### What is being asked
Repeat the line that contains "The picture is", the line that contains "type Tok = [Kind, string];", and all lines between them, exactly and with no other lines.

>> START Information provided

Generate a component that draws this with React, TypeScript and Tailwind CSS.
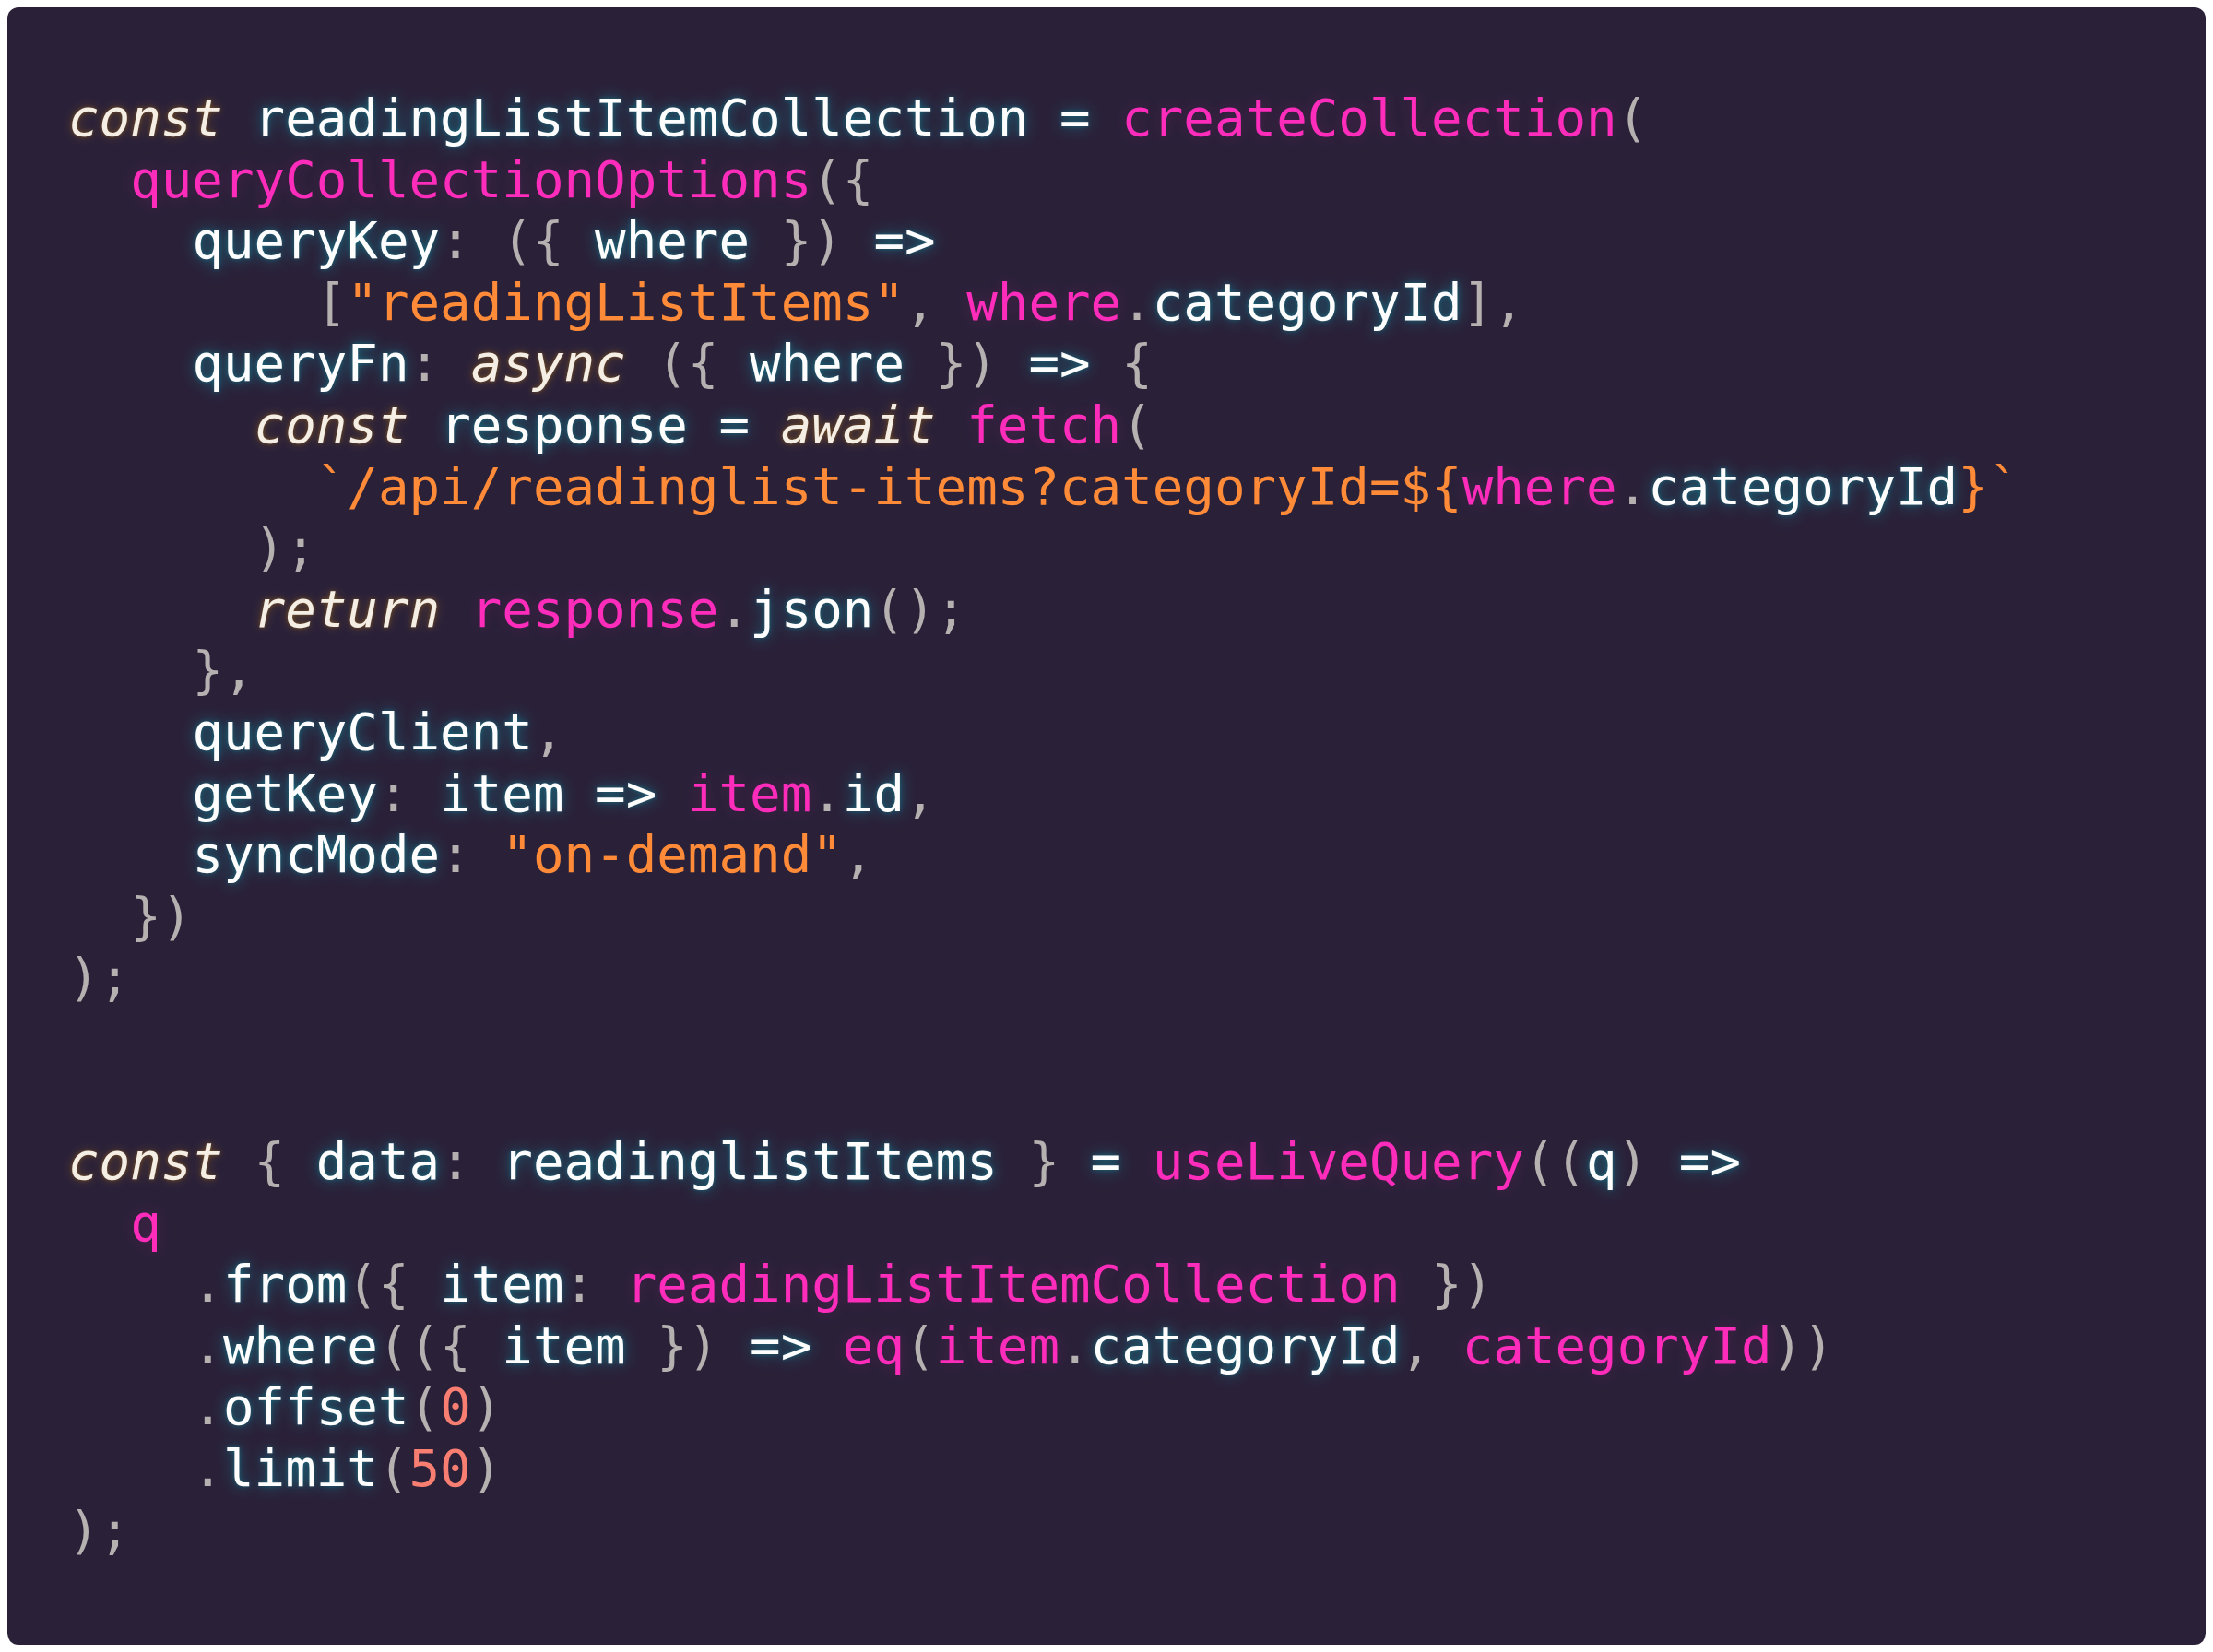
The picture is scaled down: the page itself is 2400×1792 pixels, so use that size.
type Kind = "k" | "v" | "f" | "s" | "p" | "n" | "_";
type Tok = [Kind, string];

const kindClass: Record<Kind, string> = {
  k: "italic text-[#f4eee4] [text-shadow:0_0_4px_rgba(243,159,5,0.3),0_0_12px_rgba(243,159,5,0.28)]",
  v: "text-[#fdfdfd] [text-shadow:0_0_5px_rgba(3,237,249,0.25),0_0_16px_rgba(3,237,249,0.4)]",
  f: "text-[#fe2cbb] [text-shadow:0_0_16px_rgba(254,44,187,0.18)]",
  s: "text-[#ff8b39]",
  p: "text-[#b6b1b1]",
  n: "text-[#f97e72]",
  _: "",
};

const sp = (n = 1): Tok => ["_", " ".repeat(n)];

const lines: Tok[][] = [
  [["k", "const"], sp(), ["v", "readingListItemCollection"], sp(), ["v", "="], sp(), ["f", "createCollection"], ["p", "("]],
  [sp(2), ["f", "queryCollectionOptions"], ["p", "({"]],
  [sp(4), ["v", "queryKey"], ["p", ":"], sp(), ["p", "({"], sp(), ["v", "where"], sp(), ["p", "})"], sp(), ["v", "=>"]],
  [sp(8), ["p", "["], ["s", '"readingListItems"'], ["p", ","], sp(), ["f", "where"], ["p", "."], ["v", "categoryId"], ["p", "],"]],
  [sp(4), ["v", "queryFn"], ["p", ":"], sp(), ["k", "async"], sp(), ["p", "({"], sp(), ["v", "where"], sp(), ["p", "})"], sp(), ["v", "=>"], sp(), ["p", "{"]],
  [sp(6), ["k", "const"], sp(), ["v", "response"], sp(), ["v", "="], sp(), ["k", "await"], sp(), ["f", "fetch"], ["p", "("]],
  [sp(8), ["s", "`/api/readinglist-items?categoryId=${"], ["f", "where"], ["p", "."], ["v", "categoryId"], ["s", "}`"]],
  [sp(6), ["p", ");"]],
  [sp(6), ["k", "return"], sp(), ["f", "response"], ["p", "."], ["v", "json"], ["p", "();"]],
  [sp(4), ["p", "},"]],
  [sp(4), ["v", "queryClient"], ["p", ","]],
  [sp(4), ["v", "getKey"], ["p", ":"], sp(), ["v", "item"], sp(), ["v", "=>"], sp(), ["f", "item"], ["p", "."], ["v", "id"], ["p", ","]],
  [sp(4), ["v", "syncMode"], ["p", ":"], sp(), ["s", '"on-demand"'], ["p", ","]],
  [sp(2), ["p", "})"]],
  [["p", ");"]],
  [],
  [],
  [["k", "const"], sp(), ["p", "{"], sp(), ["v", "data"], ["p", ":"], sp(), ["v", "readinglistItems"], sp(), ["p", "}"], sp(), ["v", "="], sp(), ["f", "useLiveQuery"], ["p", "(("], ["v", "q"], ["p", ")"], sp(), ["v", "=>"]],
  [sp(2), ["f", "q"]],
  [sp(4), ["p", "."], ["v", "from"], ["p", "({"], sp(), ["v", "item"], ["p", ":"], sp(), ["f", "readingListItemCollection"], sp(), ["p", "})"]],
  [sp(4), ["p", "."], ["v", "where"], ["p", "(({"], sp(), ["v", "item"], sp(), ["p", "})"], sp(), ["v", "=>"], sp(), ["f", "eq"], ["p", "("], ["f", "item"], ["p", "."], ["v", "categoryId"], ["p", ","], sp(), ["f", "categoryId"], ["p", "))"]],
  [sp(4), ["p", "."], ["v", "offset"], ["p", "("], ["n", "0"], ["p", ")"]],
  [sp(4), ["p", "."], ["v", "limit"], ["p", "("], ["n", "50"], ["p", ")"]],
  [["p", ");"]],
];

const App = () => {
  return (
    <div className="min-h-screen bg-white p-2">
      <div className="h-[1776px] rounded-[12px] bg-[#2a2139] pl-[66px] pt-[87px]">
        <pre className="font-['DejaVu_Sans_Mono',monospace] text-[55.8px] leading-[66.6px]">
          {lines.map((line, i) => (
            <div key={i} className="h-[66.6px] whitespace-pre">
              {line.map(([kind, text], j) => (
                <span key={j} className={kindClass[kind]}>
                  {text}
                </span>
              ))}
            </div>
          ))}
        </pre>
      </div>
    </div>
  );
};

export default App;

>> END Information provided

### Exercise answer
The picture is scaled down: the page itself is 2400×1792 pixels, so use that size.
type Kind = "k" | "v" | "f" | "s" | "p" | "n" | "_";
type Tok = [Kind, string];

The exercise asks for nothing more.